Eine Liegenschaft ging nach dem Tod des Eigentümers schrittweise durch Erbschaft, Erbschaftskauf und Erbteilungsübereinkommen auf die Tochter über. Sie kündigte den bestehenden Versicherungsvertrag nach § 70 Abs 2 VersVG – der Versicherer wies dies zurück. Der OGH musste klären, ob in diesem Fall ein Erwerberkündigungsrecht besteht. (Ob 5/25y)
Artikel von:

Dr. Roland Weinrauch
Gründer der Kanzlei Weinrauch Rechtsanwälte|https://weinrauch-rechtsanwaelte.at/
Zwischen einem Ehepaar und einem Versicherer bestand ein Sachversicherungsvertrag für eine Liegenschaft. Die Ehegatten waren je zur Hälfte Eigentümer der versicherten Liegenschaft. Der Ehegatte verstarb am 24.05.2022. Die hinterbliebene Ehegattin war mit einem Drittel (= 3/9), die drei Töchter waren mit je 2/9 als gesetzliche Erben berufen.
Mit einem Übergabsvertrag vom 16.09.2022 erwarb eine Tochter den Hälfteanteil ihrer hinterbliebenen Mutter an der Liegenschaft.

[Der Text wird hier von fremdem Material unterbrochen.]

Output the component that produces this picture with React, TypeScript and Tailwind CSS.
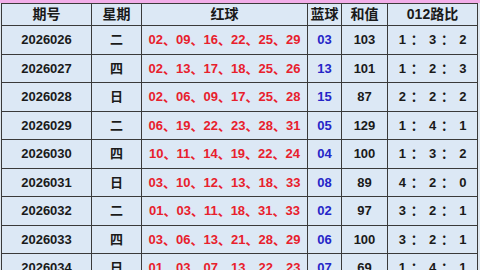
const rows = [
  ["2026026", "二", "02、09、16、22、25、29", "03", "103", ["1", "3", "2"]],
  ["2026027", "四", "02、13、17、18、25、26", "13", "101", ["1", "2", "3"]],
  ["2026028", "日", "02、06、09、17、25、28", "15", "87", ["2", "2", "2"]],
  ["2026029", "二", "06、19、22、23、28、31", "05", "129", ["1", "4", "1"]],
  ["2026030", "四", "10、11、14、19、22、24", "04", "100", ["1", "3", "2"]],
  ["2026031", "日", "03、10、12、13、18、33", "08", "89", ["4", "2", "0"]],
  ["2026032", "二", "01、03、11、18、31、33", "02", "97", ["3", "2", "1"]],
  ["2026033", "四", "03、06、13、21、28、29", "06", "100", ["3", "2", "1"]],
  ["2026034", "日", "01、03、07、13、22、23", "07", "69", ["1", "4", "1"]],
] as const

const cell = "border border-[#3a3a3a] text-center p-0"

export default function App() {
  return (
    <div
      className="h-[270px] w-[480px] overflow-hidden bg-[#dfe7ef] text-[13px] font-bold text-[#1a1a1a]"
      style={{ fontFamily: '"Liberation Sans", Arial, "Noto Sans CJK SC", sans-serif' }}
    >
      <div className="h-[3px] bg-[#f2aee9]" />
      <table className="ml-[1px] w-[477px] table-fixed border-collapse bg-[#dce8f5]">
        <colgroup>
          <col className="w-[90px]" />
          <col className="w-[50px]" />
          <col className="w-[166px]" />
          <col className="w-[34px]" />
          <col className="w-[46px]" />
          <col className="w-[90px]" />
        </colgroup>
        <thead>
          <tr className="h-[21px] text-[14px]">
            <th className={cell}>期号</th>
            <th className={cell}>星期</th>
            <th className={cell}>红球</th>
            <th className={cell}>蓝球</th>
            <th className={cell}>和值</th>
            <th className={cell}>012路比</th>
          </tr>
        </thead>
        <tbody>
          {rows.map(([no, day, red, blue, sum, ratio]) => (
            <tr key={no} className="h-[28.5px]">
              <td className={cell}>{no}</td>
              <td className={cell}>{day}</td>
              <td className={`${cell} text-[#e8202c]`}>{red}</td>
              <td className={`${cell} text-[#2525c8]`}>{blue}</td>
              <td className={cell}>{sum}</td>
              <td className={cell}>
                <span className="inline-flex items-center gap-[5px]">
                  <span>{ratio[0]}</span>
                  <span>：</span>
                  <span>{ratio[1]}</span>
                  <span>：</span>
                  <span>{ratio[2]}</span>
                </span>
              </td>
            </tr>
          ))}
        </tbody>
      </table>
    </div>
  )
}
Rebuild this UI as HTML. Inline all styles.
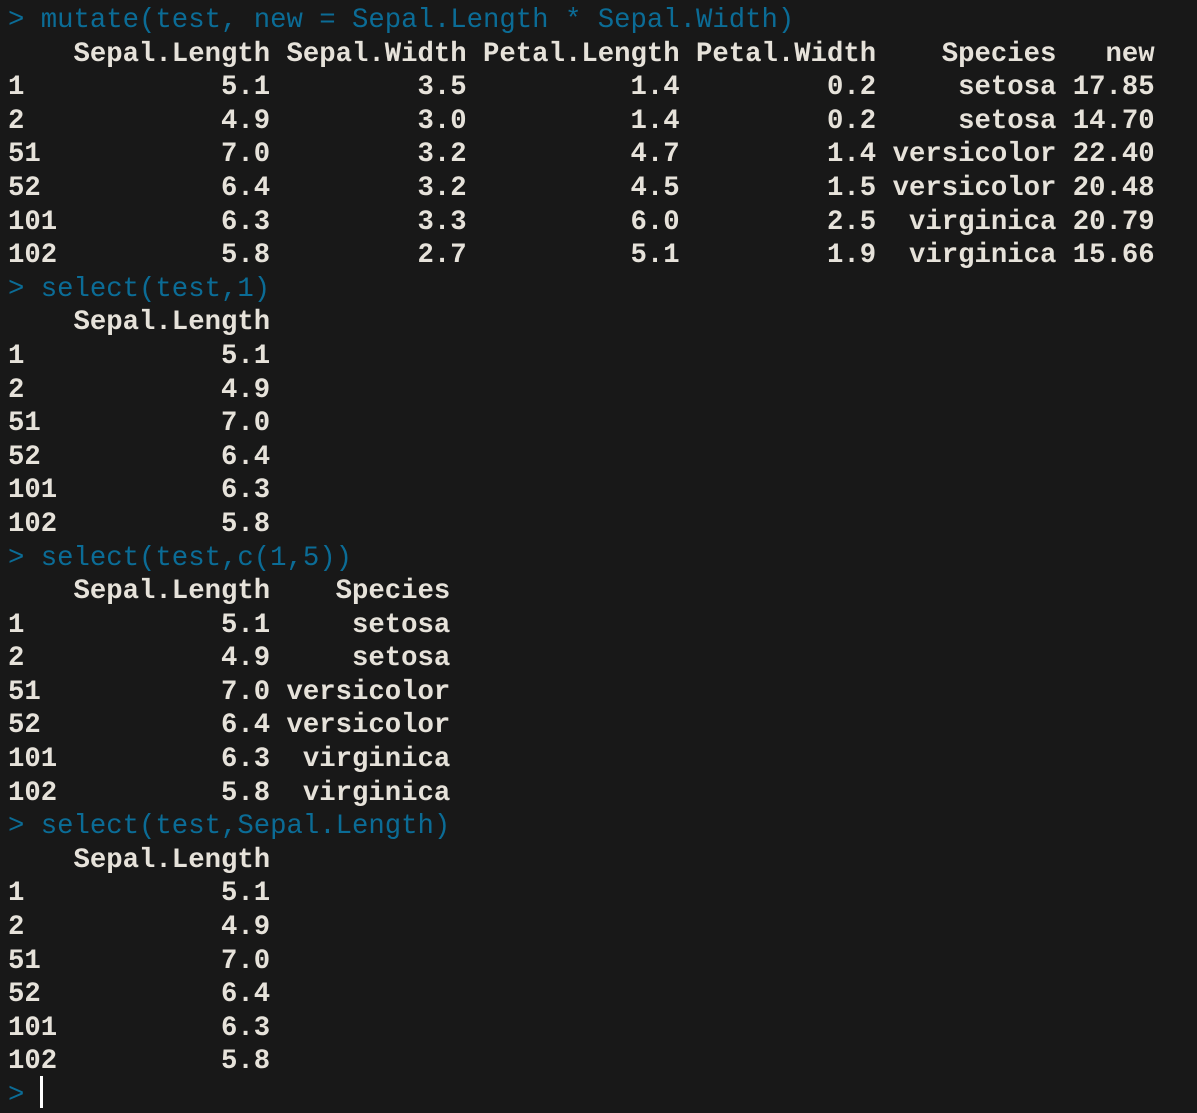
<!DOCTYPE html>
<html><head><meta charset="utf-8"><style>
html,body{margin:0;padding:0;background:#181818;width:1197px;height:1112px;overflow:hidden}
pre{margin:0;position:absolute;left:8px;top:4px;font-family:"Liberation Mono",monospace;font-size:27.3px;line-height:33.6px;color:#e6e2da;font-weight:bold;letter-spacing:0}
.p{color:#0b6c96;font-weight:normal}
.cur{position:absolute;left:40px;top:1076px;width:3px;height:32px;background:#fff}
</style></head><body><pre><span class="p">&gt; mutate(test, new = Sepal.Length * Sepal.Width)</span>
    Sepal.Length Sepal.Width Petal.Length Petal.Width    Species   new
1            5.1         3.5          1.4         0.2     setosa 17.85
2            4.9         3.0          1.4         0.2     setosa 14.70
51           7.0         3.2          4.7         1.4 versicolor 22.40
52           6.4         3.2          4.5         1.5 versicolor 20.48
101          6.3         3.3          6.0         2.5  virginica 20.79
102          5.8         2.7          5.1         1.9  virginica 15.66
<span class="p">&gt; select(test,1)</span>
    Sepal.Length
1            5.1
2            4.9
51           7.0
52           6.4
101          6.3
102          5.8
<span class="p">&gt; select(test,c(1,5))</span>
    Sepal.Length    Species
1            5.1     setosa
2            4.9     setosa
51           7.0 versicolor
52           6.4 versicolor
101          6.3  virginica
102          5.8  virginica
<span class="p">&gt; select(test,Sepal.Length)</span>
    Sepal.Length
1            5.1
2            4.9
51           7.0
52           6.4
101          6.3
102          5.8
<span class="p">&gt;</span></pre><div class="cur"></div></body></html>
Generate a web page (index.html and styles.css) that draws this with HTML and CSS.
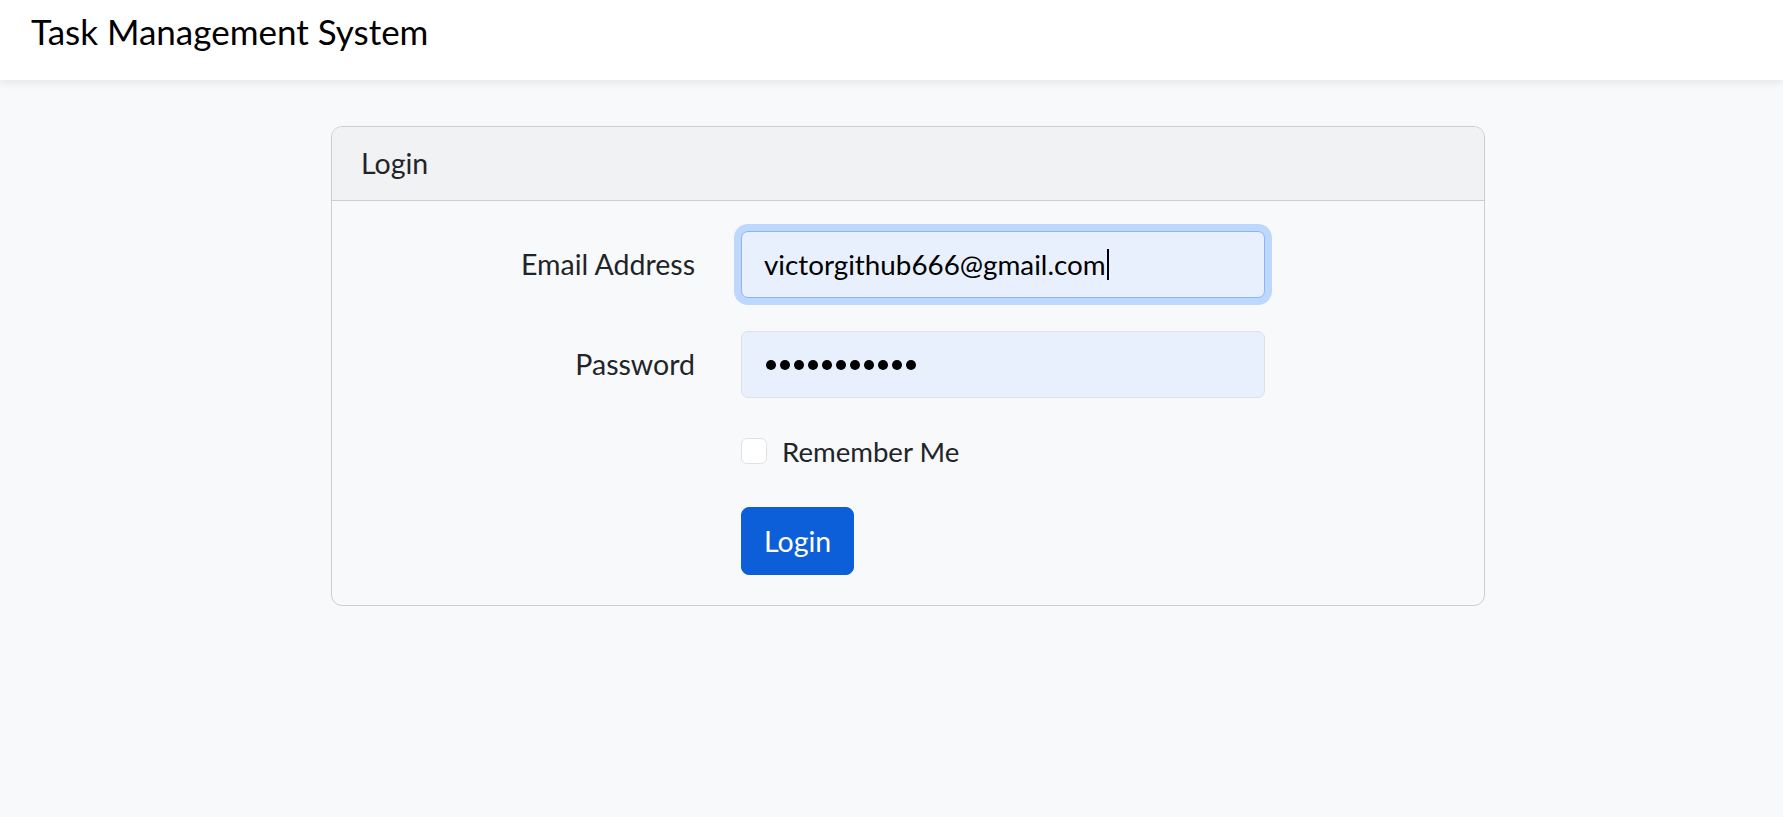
FILE: index.html
```html
<!DOCTYPE html>
<html lang="en">
<head>
<meta charset="utf-8">
<title>Task Management System</title>
<link rel="stylesheet" href="styles.css">
</head>
<body>
<header class="navbar">
  <a class="brand" href="#">Task Management System</a>
</header>
<main class="page">
  <section class="card">
    <div class="card-header">Login</div>
    <form class="card-body form-grid">
      <label class="col-label" for="email">Email Address</label>
      <div class="control is-focused" id="email" role="textbox" aria-label="Email Address"><span class="value">victorgithub666@gmail.com</span><span class="caret"></span></div>

      <label class="col-label" for="password">Password</label>
      <div class="control" id="password" role="textbox" aria-label="Password">
        <span class="dots"><i></i><i></i><i></i><i></i><i></i><i></i><i></i><i></i><i></i><i></i><i></i></span>
      </div>

      <div class="check-row">
        <span class="checkbox"></span>
        <span class="check-label">Remember Me</span>
      </div>

      <div class="button-row">
        <button type="button" class="btn">Login</button>
      </div>
    </form>
  </section>
</main>
</body>
</html>
```

FILE: styles.css
```css
* {
  box-sizing: border-box;
}

html, body {
  margin: 0;
  padding: 0;
}

body {
  background: #f8f9fa;
  color: #212529;
  font-family: "Lato", "Noto Sans", sans-serif;
  font-size: 28.5px;
  min-height: 817px;
}

.navbar {
  height: 80px;
  background: #ffffff;
  box-shadow: 0 3px 8px rgba(0, 0, 0, 0.08);
  display: flex;
  align-items: flex-start;
  padding: 9px 0 0 31px;
  position: relative;
}

.brand {
  color: #000;
  text-decoration: none;
  font-size: 35px;
  line-height: 44px;
}

.page {
  padding: 46px 0 0 331px;
}

.card {
  width: 1154px;
  border: 1px solid #cdcecf;
  border-radius: 11px;
  background: #f8f9fa;
  overflow: hidden;
}

.card-header {
  height: 74px;
  background: #f1f2f3;
  border-bottom: 1px solid #cdcecf;
  padding: 0 29px;
  display: flex;
  align-items: center;
  line-height: 1;
}

.card-body {
  padding: 30px 29px 33px;
}

.form-grid {
  display: grid;
  grid-template-columns: 334px 524px;
  grid-template-rows: 67px 67px 40px 68px;
  column-gap: 46px;
  row-gap: 33px;
}

.col-label {
  display: flex;
  align-items: center;
  justify-content: flex-end;
  padding-bottom: 2px;
}

.control {
  height: 67px;
  border: 1px solid #dde1e6;
  border-radius: 7px;
  background: #e8f0fe;
  color: #000;
  display: flex;
  align-items: center;
  padding: 0 22px;
}

.control.is-focused {
  border-color: #86b7fe;
  box-shadow: 0 0 0 7px #bed7fd;
}

.value {
  white-space: nowrap;
  font-size: 27.8px;
}

.caret {
  display: inline-block;
  width: 2px;
  height: 31px;
  background: #000;
  margin-left: 1px;
}

.dots {
  display: flex;
  gap: 4px;
  padding-left: 2px;
}

.dots i {
  width: 10px;
  height: 10px;
  border-radius: 50%;
  background: #000;
}

.check-row {
  grid-column: 2;
  display: flex;
  align-items: center;
  gap: 15px;
}

.check-label {
  font-size: 27.6px;
}

.checkbox {
  width: 26px;
  height: 26px;
  border: 1px solid #dee2e6;
  border-radius: 6px;
  background: #fff;
}

.button-row {
  grid-column: 2;
  padding-top: 3px;
  margin-top: 3px;
}

.btn {
  height: 68px;
  padding: 0 22px;
  border: 1px solid #0c5fd8;
  border-radius: 8px;
  background: #0c5fd8;
  color: #fff;
  font-family: inherit;
  font-size: 28.5px;
  line-height: 1;
  margin-top: -3px;
}
```
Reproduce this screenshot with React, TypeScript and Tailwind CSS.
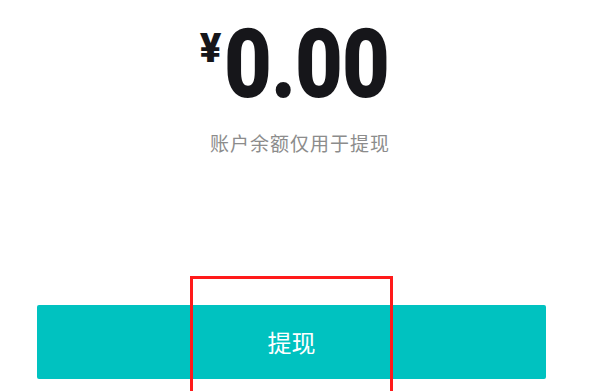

Dadurch wurde diese Tochter Hälfteeigentümerin.
Später, am 27.06.2023, erwarb diese Tochter durch einen „Erbschaftskauf“ die 3/9-Anteile ihrer hinterbliebenen Mutter an der Verlassenschaft ihres Vaters, wodurch sie – zusätzlich zu ihrer eigenen Erbquote von 2/9 – zu 5/9 zur Erbin berufen war. In einem „Erbübereinkommen“ vom 28.09.2023 mit ihren Schwestern, die Miterbinnen zu je 2/9 waren, übernahm die eine Tochter die verbleibenden Liegenschaftsanteile gegen eine Zahlung und wurde somit Alleineigentümerin der Liegenschaft.
Die Tochter kündigte daraufhin am 23.10.2023 den Sachversicherungsvertrag, gestützt auf § 70 Abs 2 VersVG. Sie argumentierte, dass sie durch den Erwerb des Eigentums an der Liegenschaft ein solches Kündigungsrecht erworben habe. Der Versicherer lehnte die Kündigung ab. Der Fall landete schließlich vor dem Obersten Gerichtshof (OGH), vor welchem die Tochter die Feststellung begehrte, dass der Versicherungsvertrag infolge ihrer Kündigung nicht mehr besteht.
Wie ist die Rechtslage?
§ 70 Abs 2 VersVG, der ein Kündigungsrecht bei Veräußerung einer versicherten Sache vorsieht, lautet auszugsweise wie folgt: „Der Erwerber ist berechtigt, das Versicherungsverhältnis zu kündigen; […]. Das Kündigungsrecht erlischt, wenn es nicht innerhalb eines Monates nach dem Erwerb ausgeübt wird; […]“.
Der OGH führte in seiner Entscheidung vom 19.03.2025, Geschäftszahl: 7 Ob 5/25y, zunächst aus, dass § 70 Abs 2 VersVG nur bei einer sogenannten Einzelrechtsnachfolge zur Anwendung kommt. Der Erwerb von Vermögenswerten im Wege der sogenannten Gesamtrechtsnachfolge falle hingegen nicht unter diese Regelung.
Im vorliegenden Fall erwarb die Tochter zunächst den Hälfteanteil ihrer Mutter durch einen Übergabsvertrag. Bei einem solchen Erwerbsvorgang handle es sich zwar um eine Einzelrechtsnachfolge. Dies allein begründe allerdings kein Kündigungsrecht, da dieses erst bei einem Erwerb im Sinne des § 70 VersVG von mehr als 50% der Anteile zusteht. Die restlichen Anteile an der Liegenschaft erwarb die Tochter durch den „Erbschaftskauf“ und das „Erbübereinkommen“. Nach Ansicht des OGH sind diese Akte als Gesamtrechtsnachfolge zu qualifizieren, weshalb der Tochter auch kein Kündigungsrecht zukam.
Schlussfolgerungen
Das Kündigungsrecht nach § 70 Abs 2 VersVG gilt ausschließlich für die Einzelrechtsnachfolge, also beispielsweise bei Kauf- und Übergabsverträgen. Eine analoge Anwendung auf die Gesamtrechtsnachfolge im Rahmen einer Erbschaft scheidet aus, da die zugrundeliegende Interessenlage und der Zweck der Regelung – der Schutz des freiwillig eintretenden Erwerbers – bei einer Erbschaft nicht gegeben sind.